All density functional theory calculations were performed using the Gaussian 09 quantum chemistry software [38]. The initial structures were obtained (1) using the ABCluster global searching software, version 3.1 and (2) from previously reported structures [39,40,41]. By way of (1), each cluster generated at least 400 isomers to ensure that the global minimum structure was found. The initial structures were optimized with TPSSh [42] combined with BS-1 basis sets (ECP28MWB [43] for Ge and ECP53MWB [44,45] for Eu). Then, the structures with an energy difference of within 0.8 eV were selected and further optimized using TPSSh combined with BS-2 basis sets (cc-pVTZ-PP [46,47] for Ge and ECP28MWB [48] for Eu). At the same time, frequency calculations were carried out to rule out imaginary frequencies, indicating that the structure is a true local minimum. Then, the above structures were further optimized at the mPW2PLYP [49] level with BS-2 basis sets, but frequency calculations were not carried out in order to reduce the calculation time. Finally, the single-point energy was calculated at the mPW2PLYP level with BS-3 basis sets (aug-cc-pVTZ [50] for Ge and ECP28MWB for Eu).

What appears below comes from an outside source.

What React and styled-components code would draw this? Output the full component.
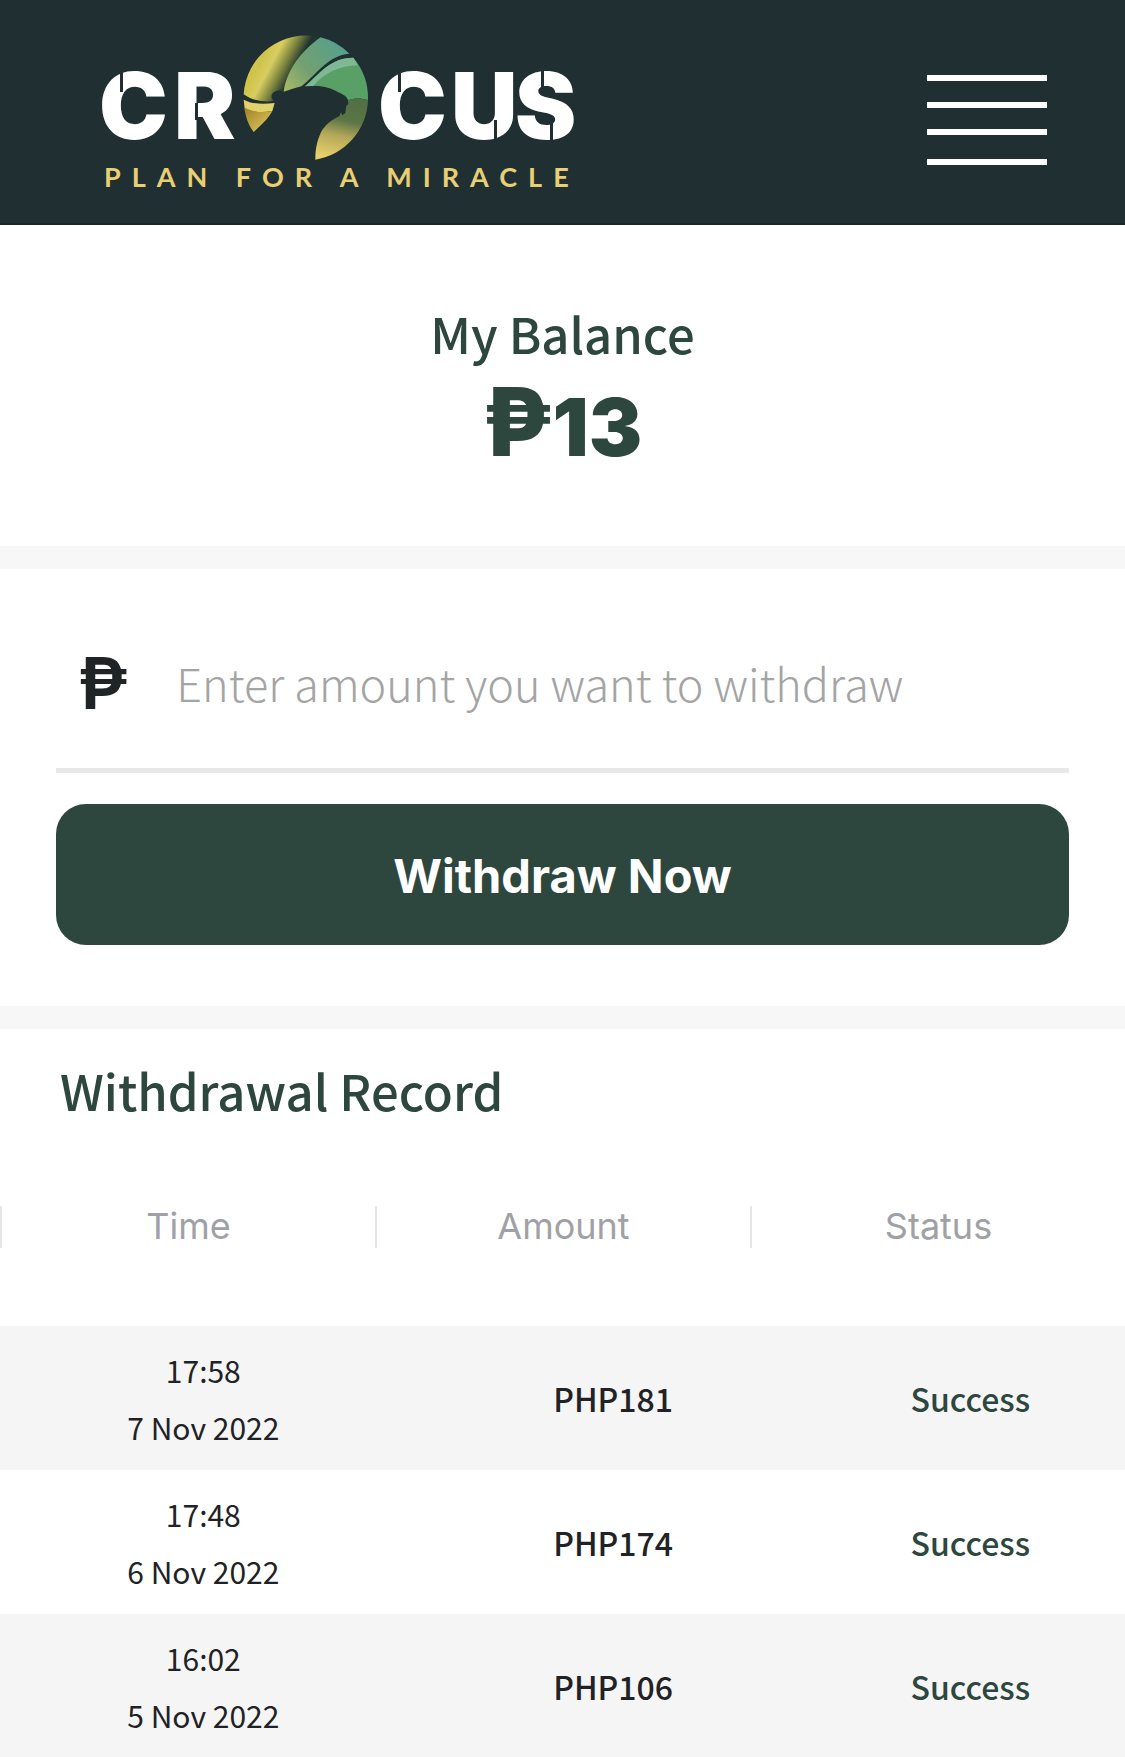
import React, { useState } from "react";
//style
import styled, { createGlobalStyle } from "styled-components";

const records = [
  { time: "17:58", date: "7 Nov 2022", amount: "PHP181", status: "Success" },
  { time: "17:48", date: "6 Nov 2022", amount: "PHP174", status: "Success" },
  { time: "16:02", date: "5 Nov 2022", amount: "PHP106", status: "Success" },
];

const Logo = () => (
  <svg width="500" height="168" viewBox="98 32 500 168" role="img">
    <title>Crocus</title>
    <defs>
      <linearGradient id="petal" gradientUnits="userSpaceOnUse" x1="118" y1="63" x2="207" y2="110">
        <stop offset="0" stopColor="#cfc54c" />
        <stop offset="0.3" stopColor="#d8cd60" />
        <stop offset="0.65" stopColor="#7f883f" />
        <stop offset="1" stopColor="#20352f" />
      </linearGradient>
      <linearGradient id="leaf" gradientUnits="userSpaceOnUse" x1="170" y1="195" x2="330" y2="60">
        <stop offset="0" stopColor="#a5b967" />
        <stop offset="0.4" stopColor="#74a070" />
        <stop offset="1" stopColor="#57a08c" />
      </linearGradient>
      <linearGradient id="tail" gradientUnits="userSpaceOnUse" x1="350" y1="222" x2="310" y2="400">
        <stop offset="0" stopColor="#527046" />
        <stop offset="0.35" stopColor="#5c7645" />
        <stop offset="0.62" stopColor="#b3a75a" />
        <stop offset="1" stopColor="#e8cf69" />
      </linearGradient>
      <linearGradient id="tip" gradientUnits="userSpaceOnUse" x1="60" y1="250" x2="110" y2="310">
        <stop offset="0" stopColor="#a9882f" />
        <stop offset="1" stopColor="#d6c257" />
      </linearGradient>
    </defs>
    <g transform="translate(230 25) scale(0.3333)">
      <path
        fill="url(#petal)"
        d="M41 208A187 187 0 0 1 272 37C215 78 172 130 161 200C150 194 132 196 126 208C122 217 126 224 132 228C100 232 65 226 41 208Z"
      />
      <path
        fill="url(#leaf)"
        d="M272 37A187 187 0 0 1 358 86C296 90 262 146 214 184C196 188 180 195 161 200C172 130 215 78 272 37Z"
      />
      <path
        fill="#58a066"
        d="M370 98A187 187 0 0 1 414 225C394 219 372 218 354 226C350 210 332 206 318 198C290 184 258 180 225 184C268 148 300 98 370 98Z"
      />
      <path
        fill="#7fb994"
        d="M370 98L384 121C330 122 282 144 250 183L225 184C268 148 300 98 370 98Z"
      />
      <path
        fill="url(#tail)"
        d="M354 226C372 218 394 219 414 225A187 187 0 0 1 256 404C256 370 262 345 273 322C285 300 305 284 328 274L333 262L337 271L346 264L349 242L355 238Z"
      />
      <path
        fill="#e2d26a"
        d="M41 224C68 238 100 238 134 234L127 258C98 264 66 262 44 250Z"
      />
      <path fill="url(#tip)" d="M43 247C66 262 98 264 127 258C115 282 92 300 71 321C55 300 46 275 43 247Z" />
    </g>
    <Wordmark y="139" x="99 174">
      CR
    </Wordmark>
    <Wordmark y="139" x="378 451 515">
      CUS
    </Wordmark>
    {/* stencil cuts */}
    <g fill="#203032">
      <rect x="120" y="68" width="3" height="24" />
      <rect x="195" y="103" width="3" height="17" />
      <rect x="398" y="68" width="3" height="24" />
      <rect x="494" y="120" width="3" height="22" />
      <rect x="541" y="68" width="3" height="20" />
      <rect x="550" y="120" width="3" height="22" />
    </g>
    <Tagline x="104" y="187">
      PLAN FOR A MIRACLE
    </Tagline>
  </svg>
);

const App = () => {
  const [amount, setAmount] = useState("");

  const submitHandler = (e) => {
    e.preventDefault();
    setAmount("");
  };

  return (
    <>
      <GlobalStyle />
      <Navbar>
        <Logo />
        <MenuButton type="button" aria-label="Menu">
          <svg width="120" height="90" viewBox="0 0 120 90" fill="#ffffff">
            <rect width="120" height="6" />
            <rect y="27" width="120" height="6" />
            <rect y="54" width="120" height="6" />
            <rect y="84" width="120" height="6" />
          </svg>
        </MenuButton>
      </Navbar>
      <main>
        <Balance>
          <Title>My Balance</Title>
          <Total>
            <Peso>₱</Peso>13
          </Total>
        </Balance>
        <Form onSubmit={submitHandler}>
          <Field>
            <label htmlFor="amount">₱</label>
            <input
              id="amount"
              type="text"
              inputMode="decimal"
              placeholder="Enter amount you want to withdraw"
              value={amount}
              onChange={(e) => setAmount(e.target.value)}
            />
          </Field>
          <Submit type="submit">Withdraw Now</Submit>
        </Form>
        <Record>
          <Title>Withdrawal Record</Title>
          <Table>
            <thead>
              <HeadRow>
                <th>Time</th>
                <th>Amount</th>
                <th>Status</th>
              </HeadRow>
            </thead>
            <tbody>
              {records.map((record) => (
                <Row key={record.date}>
                  <TimeCell>
                    <p>{record.time}</p>
                    <p>{record.date}</p>
                  </TimeCell>
                  <Cell>{record.amount}</Cell>
                  <Cell $success>{record.status}</Cell>
                </Row>
              ))}
            </tbody>
          </Table>
        </Record>
      </main>
    </>
  );
};

const GlobalStyle = createGlobalStyle`
  * {
    box-sizing: border-box;
    margin: 0;
    padding: 0;
  }
  body {
    background: #ffffff;
    color: #212225;
    font-family: "Noto Sans CJK SC", "Noto Sans", sans-serif;
  }
`;

const Navbar = styled.header`
  display: flex;
  justify-content: space-between;
  align-items: flex-start;
  padding: 32px 78px 23px 98px;
  background: #203032;
  border-bottom: 2px solid #1b2827;
`;

const Wordmark = styled.text`
  fill: #ffffff;
  font-family: Inter, sans-serif;
  font-size: 92px;
  font-weight: 900;
`;

const Tagline = styled.text`
  fill: #e8cf74;
  font-family: Lato, sans-serif;
  font-size: 27px;
  font-weight: 700;
  letter-spacing: 11px;
`;

const MenuButton = styled.button`
  margin-top: 43px;
  border: none;
  background: none;
  cursor: pointer;
  svg {
    display: block;
  }
`;

const Title = styled.h2`
  color: #2d473e;
  font-size: 49px;
  font-weight: 500;
  line-height: 60px;
`;

const Balance = styled.section`
  padding: 78px 56px 65px;
  border-bottom: 23px solid #f7f7f7;
  text-align: center;
`;

const Total = styled.p`
  display: flex;
  justify-content: center;
  align-items: baseline;
  margin-top: 4px;
  color: #2d473e;
  font-family: Inter, sans-serif;
  font-size: 80px;
  font-weight: 900;
  line-height: 109px;
`;

const Peso = styled.span`
  font-size: 95px;
  font-weight: 800;
`;

const Form = styled.form`
  padding: 64px 56px 61px;
  border-bottom: 23px solid #f7f7f7;
`;

const Field = styled.div`
  display: flex;
  align-items: center;
  gap: 48px;
  height: 140px;
  margin-bottom: 31px;
  padding: 0 22px 35px;
  border-bottom: 5px solid #e8e8e8;
  label {
    color: #202427;
    font-family: Inter, sans-serif;
    font-size: 72px;
    font-weight: 600;
    line-height: 100px;
  }
  input {
    flex: 1;
    min-width: 0;
    border: none;
    outline: none;
    background: none;
    color: #212225;
    font-family: inherit;
    font-size: 45px;
    font-weight: 200;
    line-height: 60px;
  }
  input::placeholder {
    color: #a4a4a4;
    opacity: 1;
  }
`;

const Submit = styled.button`
  display: block;
  width: 100%;
  padding: 41px 40px 39px;
  border: none;
  border-radius: 30px;
  background: #2d473e;
  color: #ffffff;
  font-family: Inter, sans-serif;
  font-size: 47px;
  font-weight: 700;
  line-height: 61px;
  cursor: pointer;
`;

const Record = styled.section`
  padding-top: 31px;
  ${Title} {
    padding: 0 60px;
  }
`;

const Table = styled.table`
  display: block;
  margin-top: 86px;
  thead,
  tbody {
    display: block;
  }
`;

const HeadRow = styled.tr`
  display: grid;
  grid-template-columns: 1fr 1fr 1fr;
  margin-bottom: 78px;
  th {
    padding-bottom: 2px;
    border-left: 2px solid #e6e6e6;
    color: #a0a1a7;
    font-family: Inter, sans-serif;
    font-size: 36px;
    font-weight: 400;
    line-height: 40px;
  }
`;

const Row = styled.tr`
  display: grid;
  grid-template-columns: 73fr 72fr 55fr;
  align-items: center;
  background: #ffffff;
  text-align: center;
  &:nth-child(odd) {
    background: #f5f5f5;
  }
`;

const TimeCell = styled.td`
  padding: 16px 4px 14px 0;
  font-size: 30px;
  line-height: 57px;
`;

const Cell = styled.td`
  color: ${({ $success }) => ($success ? "#2d473e" : "#212225")};
  font-size: 32px;
  font-weight: 500;
  line-height: 48px;
`;

export default App;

The PES spectra of EuGe_n⁻ (n = 7–20) nanoclusters were obtained by applying Koopmans’ theorem [51,52] at the level of mPW2PLYP, and ultraviolet–visible (UV–vis) spectra were simulated via the time-dependent density functional theory method of the PBE0 functional with BS-3 basis sets [53,54]. The dipole moment, static polarizability, and first hyperpolarizability of each EuGe_n⁻ (n = 7–20) cluster were calculated by means of the CAM-B3LYP functional [55] with BS-3 basis sets. The results were visualized using Multifwn [56,57] and VMD software, VMD 1.9.4 [58].

The formulas for the dipole moment (μ₀), static polarizability (α₀), and static first hyperpolarizability (β_tot) are presented as follows:

$${\mu }_0={\left({\mu }_{\mathrm{x}}^2+{\mu }_y^2+{\mu }_z^2\right)}^{1/2}$$

(6)

$${\alpha }_0=1/3\left({\alpha }_{xx}+{\alpha }_{yy}+{\alpha }_{zz}\right)$$

(7)

$${\beta }_{tot}={\left({\beta }_x^2+{\beta }_y^2+{\beta }_z^2\right)}^{1/2}$$

(8)

where ${\beta }_i=\left(1/3\right){\displaystyle \sum _j\left({\beta }_{ijj}^2+{\beta }_{jji}^2+{\beta }_{jij}^2\right)}i,j=\left\{x,y,z\right\}$.

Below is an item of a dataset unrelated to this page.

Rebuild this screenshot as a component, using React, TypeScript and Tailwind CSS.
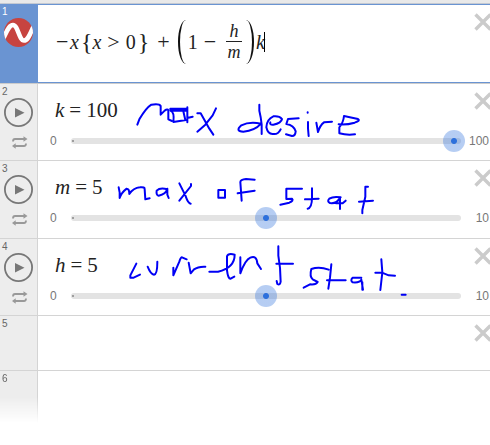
import { useState, type ReactNode } from "react";

const serif = "font-['Liberation_Serif','Times_New_Roman',serif]";
const ink = "#0000f5";

function CloseButton({ label }: { label: string }) {
  return (
    <button type="button" aria-label={label} className="-mr-0.5 ml-auto h-[18px] w-[18px] shrink-0 text-[#cbcbcb]">
      <svg viewBox="0 0 18 18" className="h-[18px] w-[18px]" fill="none" stroke="currentColor" strokeWidth="3.4">
        <path d="M1.5 1.5 16.5 16.5M16.5 1.5 1.5 16.5" />
      </svg>
    </button>
  );
}

function Gutter({ index, children }: { index: number; children?: ReactNode }) {
  return (
    <div className="flex w-[38px] shrink-0 flex-col border-r border-[#d4d4d4] bg-[#ededed] pt-0.5">
      <span className="pl-0.5 text-[10px] leading-3 text-[#666]">{index}</span>
      {children}
    </div>
  );
}

function GraphBadge() {
  return (
    <svg viewBox="0 0 30 30" className="h-[30px] w-[30px]">
      <defs>
        <clipPath id="badge">
          <circle cx="14.5" cy="14.5" r="14.5" />
        </clipPath>
      </defs>
      <circle cx="14.5" cy="14.5" r="14.5" fill="#c74440" />
      <path
        d="M-1 21C3 13 5 7 9 7C14 7 15 22.500 20 22.500C24.500 22.500 26 15 30 8"
        fill="none"
        stroke="#fff"
        strokeWidth="4.600"
        clipPath="url(#badge)"
      />
    </svg>
  );
}

function PlayIcon() {
  return (
    <svg viewBox="0 0 30 30" className="h-[30px] w-[30px]">
      <circle cx="14.5" cy="14.5" r="13.6" fill="none" stroke="#777" strokeWidth="1.800" />
      <path d="M11 10V19.500L20.500 14.800Z" fill="#777" />
    </svg>
  );
}

function LoopIcon() {
  return (
    <svg viewBox="0 0 16 14" className="h-3.5 w-4" fill="none" stroke="#999" strokeWidth="1.800">
      <path d="M1 5.500Q1 3 3 3H13M14 7.500Q14 10 12 10H2" />
      <path d="M11.500 0.300 15.500 3 11.500 5.700ZM3.700 7.300 0 10 3.700 12.700Z" fill="#999" stroke="none" />
    </svg>
  );
}

type SliderProps = { index: number; name: string; initial: number; max: number };

function SliderRow({ index, name, initial, max }: SliderProps) {
  const [value, setValue] = useState(initial);
  return (
    <div className="flex border-b border-[#d4d4d4]">
      <Gutter index={index}>
        <button type="button" aria-label={`Animate ${name}`} className="ml-1 h-[30px] w-[30px]">
          <PlayIcon />
        </button>
        <button type="button" aria-label={`Loop mode of ${name}`} className="mt-2 ml-3 h-3.5 w-4">
          <LoopIcon />
        </button>
      </Gutter>
      <div className="min-w-0 flex-1">
        <div className="flex h-[46px] pt-2">
          <label htmlFor={`slider-${name}`} className={`flex gap-[5px] pt-1.5 pl-[17px] text-[21px] leading-6 text-[#222] ${serif}`}>
            <i>{name}</i>
            <span>=</span>
            <span>{value}</span>
          </label>
          <CloseButton label={`Delete expression ${index}`} />
        </div>
        <div className="flex h-[22px] items-center text-[12px] text-[#777]">
          <span className="w-[29px] shrink-0 pl-3">0</span>
          <div className="grid min-w-0 flex-1 items-center">
            <span className="col-start-1 row-start-1 mx-1 flex h-1.5 items-center rounded-full bg-[#e3e3e3] pl-px">
              <span className="h-0.5 w-0.5 rounded-full bg-[#888]" />
            </span>
            <input
              id={`slider-${name}`}
              type="range"
              min={0}
              max={max}
              value={value}
              onChange={(e) => setValue(Number(e.target.value))}
              className="col-start-1 row-start-1 h-[22px] w-full appearance-none bg-transparent [&::-webkit-slider-thumb]:h-[22px] [&::-webkit-slider-thumb]:w-[22px] [&::-webkit-slider-thumb]:appearance-none [&::-webkit-slider-thumb]:rounded-full [&::-webkit-slider-thumb]:bg-[radial-gradient(circle,#2d70dc_2.5px,rgba(45,112,220,0.35)_3.5px)]"
            />
          </div>
          <span className="w-[25px] shrink-0 pr-px text-right">{max}</span>
        </div>
      </div>
    </div>
  );
}

function Formula() {
  return (
    <div
      role="textbox"
      aria-label="-x{x>0}+(1-h/m)k"
      tabIndex={0}
      className={`flex h-full items-center pb-1 pl-[18px] text-[20px] leading-6 text-[#222] outline-none ${serif}`}
    >
      <span className="w-3.5 text-[22px]">−</span>
      <i>x</i>
      <span className="ml-0.5 text-[24px]">{"{"}</span>
      <i>x</i>
      <span className="mx-1.5 text-[22px]">&gt;</span>
      <span>0</span>
      <span className="ml-0.5 text-[24px]">{"}"}</span>
      <span className="mr-2 ml-2 text-[22px]">+</span>
      <span className="h-11 w-2 rounded-[100%_0_0_100%/50%_0_0_50%] border-l-2 border-[#111]" />
      <span className="ml-0.5">1</span>
      <span className="mx-1.5 text-[22px]">−</span>
      <span className="ml-1 flex w-4 flex-col items-center text-[18px] leading-5 italic">
        <span>h</span>
        <span className="w-full border-t border-[#222] text-center">m</span>
      </span>
      <span className="ml-1 h-11 w-2 rounded-[0_100%_100%_0/0_50%_50%_0] border-r-2 border-[#111]" />
      <i className="ml-0.5">k</i>
      <span className="-ml-px h-5 w-px bg-black" />
    </div>
  );
}

function Handwriting() {
  return (
    <svg
      role="img"
      aria-label="max desire, max of stat, current stat."
      viewBox="0 0 490 445"
      className="pointer-events-none absolute top-0 left-0 h-[445px] w-[490px]"
      fill="none"
      stroke={ink}
      strokeWidth="6"
      strokeLinecap="round"
      strokeLinejoin="round"
    >
      <g transform="translate(130 90) scale(.33333)">
        <path d="M22 104 28 88Q48 54 64 44Q88 40 92 48V74L104 62Q113 56 115 61V88L126 93" />
        <path d="M168 56H121V62H172M121 62Q134 66 130 96L168 90M172 52V97M160 64 166 90M172 84 188 80" />
        <path d="M202 70H212L238 116 250 134M258 55 248 76 226 104 202 125" />
      </g>
      <g transform="translate(230 90) scale(.33333)">
        <path d="M88 44V62Q93 82 95 104V132M93 101Q58 94 34 106Q14 124 40 125Q75 122 93 101" />
        <path d="M121 97Q118 105 130 104Q154 99 156 87Q148 77 130 79Q110 88 109 112Q114 134 130 132Q144 134 152 118" />
        <path d="M206 85 174 87 169 102Q192 106 197 124Q196 138 186 138L168 133" />
        <path d="M234 96V115L236 138M233 67V68M259 98 264 126Q270 106 282 97L306 95" />
        <path d="M326 103Q350 105 374 98Q392 92 384 87L342 78Q340 98 328 112V130Q350 136 375 133" />
      </g>
      <g transform="translate(110 160) scale(.33333)">
        <path d="M26 82 29 98V114Q34 98 50 86Q58 86 58 102Q70 84 90 82Q105 80 104 88L106 118 119 115" />
        <path d="M172 88Q150 82 140 92Q138 106 146 107Q168 102 172 86V104L176 114" />
        <path d="M208 70 226 106Q234 130 242 131M243 72V78L208 122M325 90V113H345V90Z" />
        <path d="M434 59 408 57Q392 58 391 66L395 122M383 100 434 92" />
      </g>
      <g transform="translate(250 160) scale(.33333)">
        <path d="M156 86H109V117L126 116Q132 122 118 128L91 134M186 85V112Q186 144 173 146M165 118 206 116" />
        <path d="M272 112Q250 108 238 116Q230 124 240 129Q260 132 270 113V147M258 130H278L287 122" />
        <path d="M354 80H346V110L337 150V160M327 125 369 122" />
      </g>
      <g transform="translate(120 235) scale(.33333)">
        <path d="M49 86 31 121V128H41L60 119M83 95Q92 118 102 119Q112 118 112 80" />
        <path d="M160 98V121L178 80Q182 67 186 67L200 73M206 83 212 115 222 103Q234 94 256 95" />
        <path d="M268 110H294Q344 98 344 59Q324 54 321 64V106Q324 132 332 131L343 125M361 67V115Q376 74 391 68Q410 60 412 85L423 102" />
      </g>
      <g transform="translate(260 235) scale(.33333)">
        <path d="M55 34V62Q62 100 62 140Q60 152 52 147L50 138M49 86H99" />
        <path d="M206 104Q178 94 154 102Q148 124 158 133L173 141Q168 150 150 148L131 158M214 88 210 128 205 161M201 136H257" />
        <path d="M304 128H278Q270 136 278 142Q300 144 304 134L309 164M307 142V164M364 73 367 112 361 165M346 113H366L386 121 405 122M425 179H437" />
      </g>
    </svg>
  );
}

export default function App() {
  return (
    <main className="relative overflow-hidden bg-white font-['Liberation_Sans',Arial,sans-serif]">
      <div className="h-1 border-b border-[#c4c9d2] bg-[#e9e9e9]" />
      <section className="flex h-20 border-b border-[#ccc]">
        <div className="flex w-[38px] shrink-0 flex-col bg-[#6a94d2] pt-0.5">
          <span className="pl-0.5 text-[10px] leading-3 text-white">1</span>
          <div className="ml-1">
            <GraphBadge />
          </div>
        </div>
        <div className="flex min-w-0 flex-1 border-y border-[#6a94d2]">
          <Formula />
          <div className="ml-auto pt-2">
            <CloseButton label="Delete expression 1" />
          </div>
        </div>
      </section>
      <section className="grid h-[232px] grid-rows-3">
        <SliderRow index={2} name="k" initial={100} max={100} />
        <SliderRow index={3} name="m" initial={5} max={10} />
        <SliderRow index={4} name="h" initial={5} max={10} />
      </section>
      <section className="flex h-[55px] border-b border-[#d4d4d4]">
        <Gutter index={5} />
        <div className="flex flex-1 pt-2">
          <CloseButton label="Delete expression 5" />
        </div>
      </section>
      <section className="flex h-[52px] [mask-image:linear-gradient(to_bottom,black_50%,transparent)]">
        <Gutter index={6} />
      </section>
      <Handwriting />
    </main>
  );
}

The ab initio molecular dynamics (AIMD) of EuGe_n⁻ (n = 7–20) were obtained using Orca quantum chemistry code [59] at the level of the B97-3c functional [60] with def2-mTZVP for Ge and def2-mTZVP for Eu combined with Def2-ECP basis sets [48]. The B97-3c functional contains the Becke–Johnson damping scheme (D3BJ) [61,62].

mPW2PLYP displays high reliability in predicting the ground-state structures of rare-earth elements doped into silicon or germanium clusters. The different density functionals mPW2PLYP, TPSSh, PBE, wB97X, and B3LYP were compared with the ROCCSD(T) method for ScSi_n^0/− (n = 4–9) in a previous work [63], and the results showed that all the ground-state structures predicted using mPW2PLYP were in line with those obtained using ROCCSD(T). Besides those of rare-earth-element-doped silicon clusters, the ground-state structures of ScGe_n⁻ (n = 6–17) and CeGe_n⁻ (n = 5–17) predicted using the mPW2PLYP approach agreed with those predicted via closed-shell DLPNO-CCSD(T1) and open-shell DLPNO-CCSD(T) methods [23,64], which further proved that the mPW2PLYP functional is suitable for such systems, combining accuracy and speed. The optimization scheme and TD-DFT calculation were also based on the above previous works.

4. Conclusions

This study systematically investigated the structural evolution and nonlinear optical properties of europium-doped germanium anionic clusters EuGe_n⁻ (n = 7–20), utilizing an approach that combined global search techniques and double-hybrid density functional theory mPW2PLYP. The growth patterns were categorized into two distinct stages: (i) for n = 7–10, the structures were mainly characterized by an adsorption configuration with a Eu atom adsorbed onto a pure Ge cluster, and (ii) for n = 11–20, the clusters exhibited linked structures wherein a Eu atom was individually linked to a Ge₉ sub-cluster with a TTP configuration and a Ge_n-9 sub-cluster. The PES spectra, charge transfer, magnetic moments, relative stability, energy gaps, and (hyper)polarizability of the clusters were simulated and analyzed. EuGe₁₃⁻, which exhibits notable NLO properties and a β_tot value of 7.47 × 10⁵ a.u., was subjected to a further investigation. The findings indicate that EuGe₁₃⁻ holds potential as a nonlinear optical semiconductor material for application in multifunctional nanomaterials.